> _Dataset extract_:
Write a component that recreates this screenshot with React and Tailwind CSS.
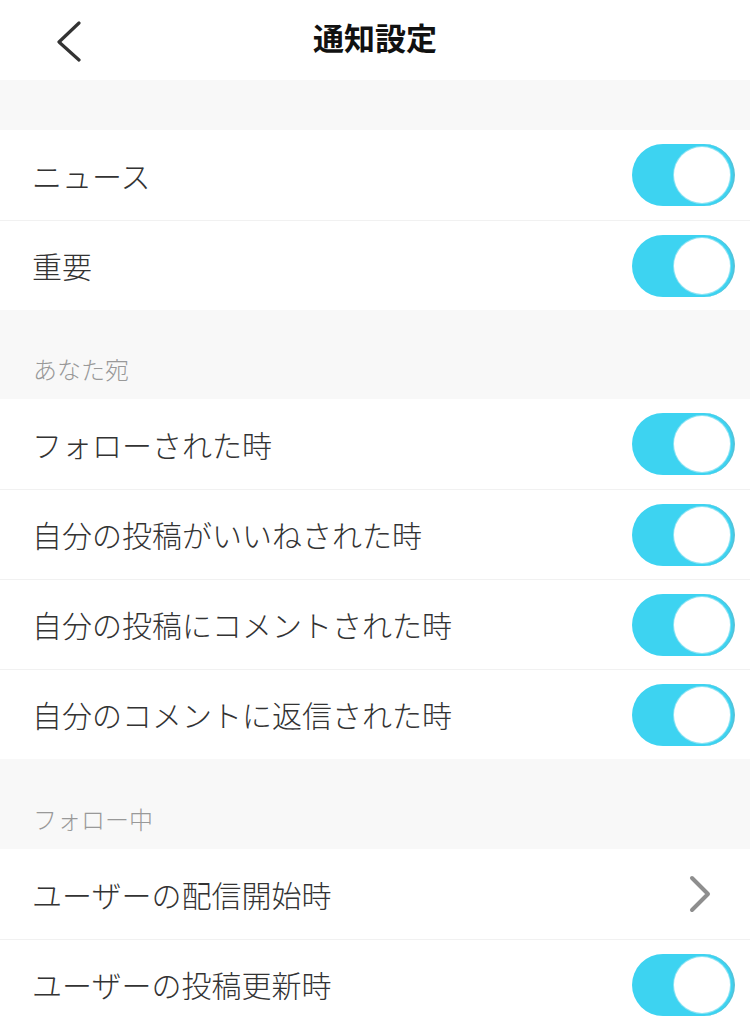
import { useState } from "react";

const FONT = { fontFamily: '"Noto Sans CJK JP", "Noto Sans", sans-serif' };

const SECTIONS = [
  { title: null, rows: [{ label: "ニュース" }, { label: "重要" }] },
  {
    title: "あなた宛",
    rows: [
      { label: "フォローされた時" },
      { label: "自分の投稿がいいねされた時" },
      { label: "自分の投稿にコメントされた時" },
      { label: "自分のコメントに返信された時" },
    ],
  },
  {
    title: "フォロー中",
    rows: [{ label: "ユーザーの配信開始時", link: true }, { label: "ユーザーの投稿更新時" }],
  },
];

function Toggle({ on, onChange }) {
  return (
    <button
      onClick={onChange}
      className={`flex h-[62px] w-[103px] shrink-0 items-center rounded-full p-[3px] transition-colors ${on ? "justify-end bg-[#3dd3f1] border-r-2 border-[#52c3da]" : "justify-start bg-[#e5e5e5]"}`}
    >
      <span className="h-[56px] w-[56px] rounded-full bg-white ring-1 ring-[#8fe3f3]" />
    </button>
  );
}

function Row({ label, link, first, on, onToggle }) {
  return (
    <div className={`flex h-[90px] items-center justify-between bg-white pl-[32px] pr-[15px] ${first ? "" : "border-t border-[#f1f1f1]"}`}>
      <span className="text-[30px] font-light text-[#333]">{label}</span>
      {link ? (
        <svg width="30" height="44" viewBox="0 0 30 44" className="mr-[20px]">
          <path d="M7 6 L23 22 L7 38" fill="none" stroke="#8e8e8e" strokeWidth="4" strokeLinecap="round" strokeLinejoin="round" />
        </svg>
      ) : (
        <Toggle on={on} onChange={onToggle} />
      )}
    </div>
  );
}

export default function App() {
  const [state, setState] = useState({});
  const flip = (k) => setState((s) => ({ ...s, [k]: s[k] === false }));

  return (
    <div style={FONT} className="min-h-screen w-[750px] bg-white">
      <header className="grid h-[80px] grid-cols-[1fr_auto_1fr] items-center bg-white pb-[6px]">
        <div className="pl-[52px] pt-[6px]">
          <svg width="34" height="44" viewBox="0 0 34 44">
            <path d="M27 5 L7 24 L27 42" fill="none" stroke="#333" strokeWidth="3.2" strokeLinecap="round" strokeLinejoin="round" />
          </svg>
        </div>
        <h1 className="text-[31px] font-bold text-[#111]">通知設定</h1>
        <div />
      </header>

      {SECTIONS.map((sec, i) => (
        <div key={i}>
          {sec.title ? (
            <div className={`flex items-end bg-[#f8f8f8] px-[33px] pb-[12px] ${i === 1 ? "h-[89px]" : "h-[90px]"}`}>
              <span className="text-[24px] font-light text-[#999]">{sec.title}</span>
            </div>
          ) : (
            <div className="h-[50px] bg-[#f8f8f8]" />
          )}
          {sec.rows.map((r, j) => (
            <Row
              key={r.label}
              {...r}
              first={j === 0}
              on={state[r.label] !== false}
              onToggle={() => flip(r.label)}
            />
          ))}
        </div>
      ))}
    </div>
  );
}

> _What is being asked_: Reproduce the listing above exactly, excluding all pictures.

> _Solved exercise_:
Write a component that recreates this screenshot with React and Tailwind CSS.
import { useState } from "react";

const FONT = { fontFamily: '"Noto Sans CJK JP", "Noto Sans", sans-serif' };

const SECTIONS = [
  { title: null, rows: [{ label: "ニュース" }, { label: "重要" }] },
  {
    title: "あなた宛",
    rows: [
      { label: "フォローされた時" },
      { label: "自分の投稿がいいねされた時" },
      { label: "自分の投稿にコメントされた時" },
      { label: "自分のコメントに返信された時" },
    ],
  },
  {
    title: "フォロー中",
    rows: [{ label: "ユーザーの配信開始時", link: true }, { label: "ユーザーの投稿更新時" }],
  },
];

function Toggle({ on, onChange }) {
  return (
    <button
      onClick={onChange}
      className={`flex h-[62px] w-[103px] shrink-0 items-center rounded-full p-[3px] transition-colors ${on ? "justify-end bg-[#3dd3f1] border-r-2 border-[#52c3da]" : "justify-start bg-[#e5e5e5]"}`}
    >
      <span className="h-[56px] w-[56px] rounded-full bg-white ring-1 ring-[#8fe3f3]" />
    </button>
  );
}

function Row({ label, link, first, on, onToggle }) {
  return (
    <div className={`flex h-[90px] items-center justify-between bg-white pl-[32px] pr-[15px] ${first ? "" : "border-t border-[#f1f1f1]"}`}>
      <span className="text-[30px] font-light text-[#333]">{label}</span>
      {link ? (
        <svg width="30" height="44" viewBox="0 0 30 44" className="mr-[20px]">
          <path d="M7 6 L23 22 L7 38" fill="none" stroke="#8e8e8e" strokeWidth="4" strokeLinecap="round" strokeLinejoin="round" />
        </svg>
      ) : (
        <Toggle on={on} onChange={onToggle} />
      )}
    </div>
  );
}

export default function App() {
  const [state, setState] = useState({});
  const flip = (k) => setState((s) => ({ ...s, [k]: s[k] === false }));

  return (
    <div style={FONT} className="min-h-screen w-[750px] bg-white">
      <header className="grid h-[80px] grid-cols-[1fr_auto_1fr] items-center bg-white pb-[6px]">
        <div className="pl-[52px] pt-[6px]">
          <svg width="34" height="44" viewBox="0 0 34 44">
            <path d="M27 5 L7 24 L27 42" fill="none" stroke="#333" strokeWidth="3.2" strokeLinecap="round" strokeLinejoin="round" />
          </svg>
        </div>
        <h1 className="text-[31px] font-bold text-[#111]">通知設定</h1>
        <div />
      </header>

      {SECTIONS.map((sec, i) => (
        <div key={i}>
          {sec.title ? (
            <div className={`flex items-end bg-[#f8f8f8] px-[33px] pb-[12px] ${i === 1 ? "h-[89px]" : "h-[90px]"}`}>
              <span className="text-[24px] font-light text-[#999]">{sec.title}</span>
            </div>
          ) : (
            <div className="h-[50px] bg-[#f8f8f8]" />
          )}
          {sec.rows.map((r, j) => (
            <Row
              key={r.label}
              {...r}
              first={j === 0}
              on={state[r.label] !== false}
              onToggle={() => flip(r.label)}
            />
          ))}
        </div>
      ))}
    </div>
  );
}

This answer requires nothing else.